▶ _Objective_
Leave out the pictures; transcribe all else exactly.

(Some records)

"""

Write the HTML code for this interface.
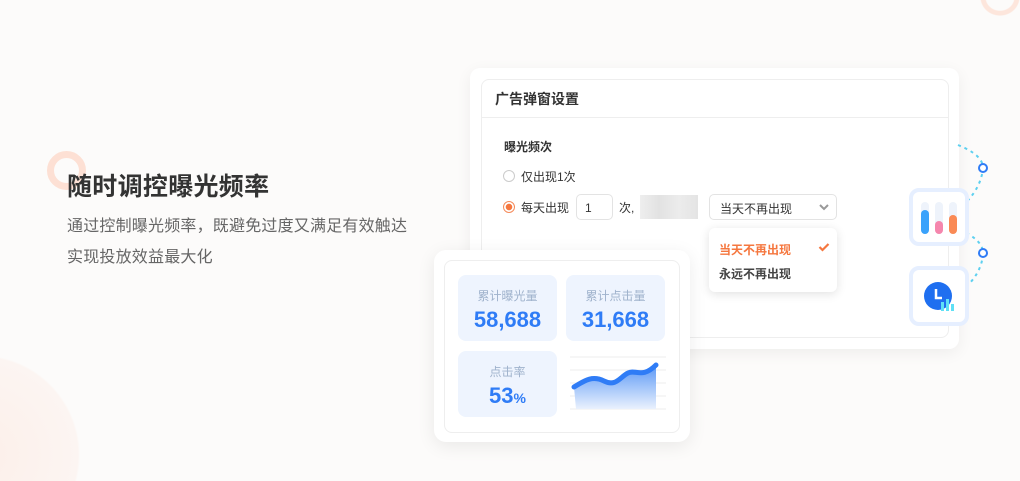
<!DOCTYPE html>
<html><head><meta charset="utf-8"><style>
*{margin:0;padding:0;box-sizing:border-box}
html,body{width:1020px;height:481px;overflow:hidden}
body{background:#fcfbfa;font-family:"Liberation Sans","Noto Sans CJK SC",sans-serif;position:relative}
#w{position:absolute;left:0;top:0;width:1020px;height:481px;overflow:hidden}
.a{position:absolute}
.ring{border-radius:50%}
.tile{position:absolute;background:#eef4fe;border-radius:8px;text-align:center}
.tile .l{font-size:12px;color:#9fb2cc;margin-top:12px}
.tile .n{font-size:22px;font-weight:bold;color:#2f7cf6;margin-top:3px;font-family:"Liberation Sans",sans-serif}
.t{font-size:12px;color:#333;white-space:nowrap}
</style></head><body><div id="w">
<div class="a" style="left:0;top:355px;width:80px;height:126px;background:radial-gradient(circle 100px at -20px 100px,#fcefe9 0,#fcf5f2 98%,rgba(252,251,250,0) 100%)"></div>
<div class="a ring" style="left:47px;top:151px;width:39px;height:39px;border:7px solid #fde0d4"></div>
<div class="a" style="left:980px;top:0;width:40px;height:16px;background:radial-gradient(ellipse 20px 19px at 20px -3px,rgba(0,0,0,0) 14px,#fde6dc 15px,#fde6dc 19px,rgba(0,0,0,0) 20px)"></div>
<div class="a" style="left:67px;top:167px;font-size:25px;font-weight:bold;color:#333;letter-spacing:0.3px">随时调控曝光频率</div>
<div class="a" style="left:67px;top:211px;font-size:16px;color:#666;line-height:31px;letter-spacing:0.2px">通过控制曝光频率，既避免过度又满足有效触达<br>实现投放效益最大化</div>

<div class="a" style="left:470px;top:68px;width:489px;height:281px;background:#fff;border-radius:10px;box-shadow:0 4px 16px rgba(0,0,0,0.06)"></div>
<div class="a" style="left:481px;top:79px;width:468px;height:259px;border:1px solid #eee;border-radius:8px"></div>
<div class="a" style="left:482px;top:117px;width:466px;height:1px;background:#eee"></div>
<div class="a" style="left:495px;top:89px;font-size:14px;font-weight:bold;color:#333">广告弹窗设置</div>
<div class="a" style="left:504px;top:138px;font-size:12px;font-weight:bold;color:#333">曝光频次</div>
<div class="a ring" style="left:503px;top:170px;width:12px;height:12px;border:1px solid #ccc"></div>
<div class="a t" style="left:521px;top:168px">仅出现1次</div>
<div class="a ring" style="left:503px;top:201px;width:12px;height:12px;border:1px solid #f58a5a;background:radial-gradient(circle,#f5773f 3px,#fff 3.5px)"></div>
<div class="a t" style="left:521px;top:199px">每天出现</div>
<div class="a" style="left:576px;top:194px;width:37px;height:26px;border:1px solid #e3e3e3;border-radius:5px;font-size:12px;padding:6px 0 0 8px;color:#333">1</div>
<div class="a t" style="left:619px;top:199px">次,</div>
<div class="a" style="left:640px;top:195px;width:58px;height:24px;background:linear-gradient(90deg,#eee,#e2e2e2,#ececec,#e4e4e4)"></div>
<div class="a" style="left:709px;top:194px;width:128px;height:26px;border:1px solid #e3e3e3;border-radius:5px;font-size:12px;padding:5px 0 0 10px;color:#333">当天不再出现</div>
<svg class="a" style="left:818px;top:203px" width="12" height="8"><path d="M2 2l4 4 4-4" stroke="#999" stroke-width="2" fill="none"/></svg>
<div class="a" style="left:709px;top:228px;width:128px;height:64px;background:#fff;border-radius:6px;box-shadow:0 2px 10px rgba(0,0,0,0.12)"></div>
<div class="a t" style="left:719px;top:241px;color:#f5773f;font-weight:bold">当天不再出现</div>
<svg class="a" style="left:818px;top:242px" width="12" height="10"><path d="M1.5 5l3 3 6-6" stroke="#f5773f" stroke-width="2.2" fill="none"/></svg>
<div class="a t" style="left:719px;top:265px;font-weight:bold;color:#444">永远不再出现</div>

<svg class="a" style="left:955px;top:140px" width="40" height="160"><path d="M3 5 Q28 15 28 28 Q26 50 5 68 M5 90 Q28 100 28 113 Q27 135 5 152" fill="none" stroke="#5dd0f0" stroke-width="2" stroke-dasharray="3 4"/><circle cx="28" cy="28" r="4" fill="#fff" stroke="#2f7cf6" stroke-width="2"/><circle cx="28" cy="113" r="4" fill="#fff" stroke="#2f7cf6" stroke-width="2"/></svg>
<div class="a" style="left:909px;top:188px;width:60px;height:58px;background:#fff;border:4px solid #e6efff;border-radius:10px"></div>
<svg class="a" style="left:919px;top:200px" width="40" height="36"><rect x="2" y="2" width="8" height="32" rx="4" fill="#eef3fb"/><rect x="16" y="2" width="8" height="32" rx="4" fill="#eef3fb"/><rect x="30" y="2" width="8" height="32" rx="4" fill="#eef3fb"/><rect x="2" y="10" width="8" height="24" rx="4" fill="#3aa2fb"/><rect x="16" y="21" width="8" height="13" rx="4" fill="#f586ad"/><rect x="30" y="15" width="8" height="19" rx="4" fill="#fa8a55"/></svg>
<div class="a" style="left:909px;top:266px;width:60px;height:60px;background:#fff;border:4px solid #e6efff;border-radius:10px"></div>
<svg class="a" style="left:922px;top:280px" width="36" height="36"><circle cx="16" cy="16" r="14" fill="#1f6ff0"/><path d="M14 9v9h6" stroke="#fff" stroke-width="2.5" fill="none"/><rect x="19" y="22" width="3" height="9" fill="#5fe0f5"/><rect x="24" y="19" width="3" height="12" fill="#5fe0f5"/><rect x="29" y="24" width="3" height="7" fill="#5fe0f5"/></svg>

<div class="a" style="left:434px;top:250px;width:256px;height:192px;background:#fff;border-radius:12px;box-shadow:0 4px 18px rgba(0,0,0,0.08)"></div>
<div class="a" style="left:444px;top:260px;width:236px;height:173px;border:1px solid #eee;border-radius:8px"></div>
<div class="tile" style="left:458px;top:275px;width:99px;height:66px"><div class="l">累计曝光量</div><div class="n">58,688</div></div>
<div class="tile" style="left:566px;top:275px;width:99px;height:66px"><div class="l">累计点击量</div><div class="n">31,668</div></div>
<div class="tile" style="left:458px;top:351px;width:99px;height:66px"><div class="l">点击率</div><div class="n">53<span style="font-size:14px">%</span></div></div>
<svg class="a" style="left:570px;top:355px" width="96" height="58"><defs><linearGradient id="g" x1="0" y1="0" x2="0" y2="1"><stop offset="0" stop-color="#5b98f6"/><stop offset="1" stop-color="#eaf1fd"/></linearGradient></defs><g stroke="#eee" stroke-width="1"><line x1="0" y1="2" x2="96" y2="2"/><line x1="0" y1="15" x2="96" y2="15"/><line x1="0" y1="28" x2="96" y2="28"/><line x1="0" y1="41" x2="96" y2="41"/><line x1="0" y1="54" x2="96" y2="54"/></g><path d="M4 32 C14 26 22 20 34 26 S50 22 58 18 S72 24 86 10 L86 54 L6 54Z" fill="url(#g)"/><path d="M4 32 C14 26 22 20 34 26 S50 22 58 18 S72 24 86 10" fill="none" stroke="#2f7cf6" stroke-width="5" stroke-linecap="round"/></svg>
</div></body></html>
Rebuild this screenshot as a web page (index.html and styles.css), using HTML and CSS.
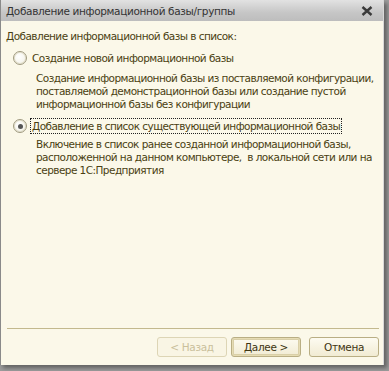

"""

▶ _Exercise output_
Write the HTML code for this interface.
<!DOCTYPE html>
<html><head><meta charset="utf-8"><style>
*{margin:0;padding:0;box-sizing:border-box}
html,body{width:1020px;height:481px;overflow:hidden}
body{background:#fcfbfa;font-family:"Liberation Sans","Noto Sans CJK SC",sans-serif;position:relative}
#w{position:absolute;left:0;top:0;width:1020px;height:481px;overflow:hidden}
.a{position:absolute}
.ring{border-radius:50%}
.tile{position:absolute;background:#eef4fe;border-radius:8px;text-align:center}
.tile .l{font-size:12px;color:#9fb2cc;margin-top:12px}
.tile .n{font-size:22px;font-weight:bold;color:#2f7cf6;margin-top:3px;font-family:"Liberation Sans",sans-serif}
.t{font-size:12px;color:#333;white-space:nowrap}
</style></head><body><div id="w">
<div class="a" style="left:0;top:355px;width:80px;height:126px;background:radial-gradient(circle 100px at -20px 100px,#fcefe9 0,#fcf5f2 98%,rgba(252,251,250,0) 100%)"></div>
<div class="a ring" style="left:47px;top:151px;width:39px;height:39px;border:7px solid #fde0d4"></div>
<div class="a" style="left:980px;top:0;width:40px;height:16px;background:radial-gradient(ellipse 20px 19px at 20px -3px,rgba(0,0,0,0) 14px,#fde6dc 15px,#fde6dc 19px,rgba(0,0,0,0) 20px)"></div>
<div class="a" style="left:67px;top:167px;font-size:25px;font-weight:bold;color:#333;letter-spacing:0.3px">随时调控曝光频率</div>
<div class="a" style="left:67px;top:211px;font-size:16px;color:#666;line-height:31px;letter-spacing:0.2px">通过控制曝光频率，既避免过度又满足有效触达<br>实现投放效益最大化</div>

<div class="a" style="left:470px;top:68px;width:489px;height:281px;background:#fff;border-radius:10px;box-shadow:0 4px 16px rgba(0,0,0,0.06)"></div>
<div class="a" style="left:481px;top:79px;width:468px;height:259px;border:1px solid #eee;border-radius:8px"></div>
<div class="a" style="left:482px;top:117px;width:466px;height:1px;background:#eee"></div>
<div class="a" style="left:495px;top:89px;font-size:14px;font-weight:bold;color:#333">广告弹窗设置</div>
<div class="a" style="left:504px;top:138px;font-size:12px;font-weight:bold;color:#333">曝光频次</div>
<div class="a ring" style="left:503px;top:170px;width:12px;height:12px;border:1px solid #ccc"></div>
<div class="a t" style="left:521px;top:168px">仅出现1次</div>
<div class="a ring" style="left:503px;top:201px;width:12px;height:12px;border:1px solid #f58a5a;background:radial-gradient(circle,#f5773f 3px,#fff 3.5px)"></div>
<div class="a t" style="left:521px;top:199px">每天出现</div>
<div class="a" style="left:576px;top:194px;width:37px;height:26px;border:1px solid #e3e3e3;border-radius:5px;font-size:12px;padding:6px 0 0 8px;color:#333">1</div>
<div class="a t" style="left:619px;top:199px">次,</div>
<div class="a" style="left:640px;top:195px;width:58px;height:24px;background:linear-gradient(90deg,#eee,#e2e2e2,#ececec,#e4e4e4)"></div>
<div class="a" style="left:709px;top:194px;width:128px;height:26px;border:1px solid #e3e3e3;border-radius:5px;font-size:12px;padding:5px 0 0 10px;color:#333">当天不再出现</div>
<svg class="a" style="left:818px;top:203px" width="12" height="8"><path d="M2 2l4 4 4-4" stroke="#999" stroke-width="2" fill="none"/></svg>
<div class="a" style="left:709px;top:228px;width:128px;height:64px;background:#fff;border-radius:6px;box-shadow:0 2px 10px rgba(0,0,0,0.12)"></div>
<div class="a t" style="left:719px;top:241px;color:#f5773f;font-weight:bold">当天不再出现</div>
<svg class="a" style="left:818px;top:242px" width="12" height="10"><path d="M1.5 5l3 3 6-6" stroke="#f5773f" stroke-width="2.2" fill="none"/></svg>
<div class="a t" style="left:719px;top:265px;font-weight:bold;color:#444">永远不再出现</div>

<svg class="a" style="left:955px;top:140px" width="40" height="160"><path d="M3 5 Q28 15 28 28 Q26 50 5 68 M5 90 Q28 100 28 113 Q27 135 5 152" fill="none" stroke="#5dd0f0" stroke-width="2" stroke-dasharray="3 4"/><circle cx="28" cy="28" r="4" fill="#fff" stroke="#2f7cf6" stroke-width="2"/><circle cx="28" cy="113" r="4" fill="#fff" stroke="#2f7cf6" stroke-width="2"/></svg>
<div class="a" style="left:909px;top:188px;width:60px;height:58px;background:#fff;border:4px solid #e6efff;border-radius:10px"></div>
<svg class="a" style="left:919px;top:200px" width="40" height="36"><rect x="2" y="2" width="8" height="32" rx="4" fill="#eef3fb"/><rect x="16" y="2" width="8" height="32" rx="4" fill="#eef3fb"/><rect x="30" y="2" width="8" height="32" rx="4" fill="#eef3fb"/><rect x="2" y="10" width="8" height="24" rx="4" fill="#3aa2fb"/><rect x="16" y="21" width="8" height="13" rx="4" fill="#f586ad"/><rect x="30" y="15" width="8" height="19" rx="4" fill="#fa8a55"/></svg>
<div class="a" style="left:909px;top:266px;width:60px;height:60px;background:#fff;border:4px solid #e6efff;border-radius:10px"></div>
<svg class="a" style="left:922px;top:280px" width="36" height="36"><circle cx="16" cy="16" r="14" fill="#1f6ff0"/><path d="M14 9v9h6" stroke="#fff" stroke-width="2.5" fill="none"/><rect x="19" y="22" width="3" height="9" fill="#5fe0f5"/><rect x="24" y="19" width="3" height="12" fill="#5fe0f5"/><rect x="29" y="24" width="3" height="7" fill="#5fe0f5"/></svg>

<div class="a" style="left:434px;top:250px;width:256px;height:192px;background:#fff;border-radius:12px;box-shadow:0 4px 18px rgba(0,0,0,0.08)"></div>
<div class="a" style="left:444px;top:260px;width:236px;height:173px;border:1px solid #eee;border-radius:8px"></div>
<div class="tile" style="left:458px;top:275px;width:99px;height:66px"><div class="l">累计曝光量</div><div class="n">58,688</div></div>
<div class="tile" style="left:566px;top:275px;width:99px;height:66px"><div class="l">累计点击量</div><div class="n">31,668</div></div>
<div class="tile" style="left:458px;top:351px;width:99px;height:66px"><div class="l">点击率</div><div class="n">53<span style="font-size:14px">%</span></div></div>
<svg class="a" style="left:570px;top:355px" width="96" height="58"><defs><linearGradient id="g" x1="0" y1="0" x2="0" y2="1"><stop offset="0" stop-color="#5b98f6"/><stop offset="1" stop-color="#eaf1fd"/></linearGradient></defs><g stroke="#eee" stroke-width="1"><line x1="0" y1="2" x2="96" y2="2"/><line x1="0" y1="15" x2="96" y2="15"/><line x1="0" y1="28" x2="96" y2="28"/><line x1="0" y1="41" x2="96" y2="41"/><line x1="0" y1="54" x2="96" y2="54"/></g><path d="M4 32 C14 26 22 20 34 26 S50 22 58 18 S72 24 86 10 L86 54 L6 54Z" fill="url(#g)"/><path d="M4 32 C14 26 22 20 34 26 S50 22 58 18 S72 24 86 10" fill="none" stroke="#2f7cf6" stroke-width="5" stroke-linecap="round"/></svg>
</div></body></html>
Rebuild this screenshot as a web page (index.html and styles.css), using HTML and CSS.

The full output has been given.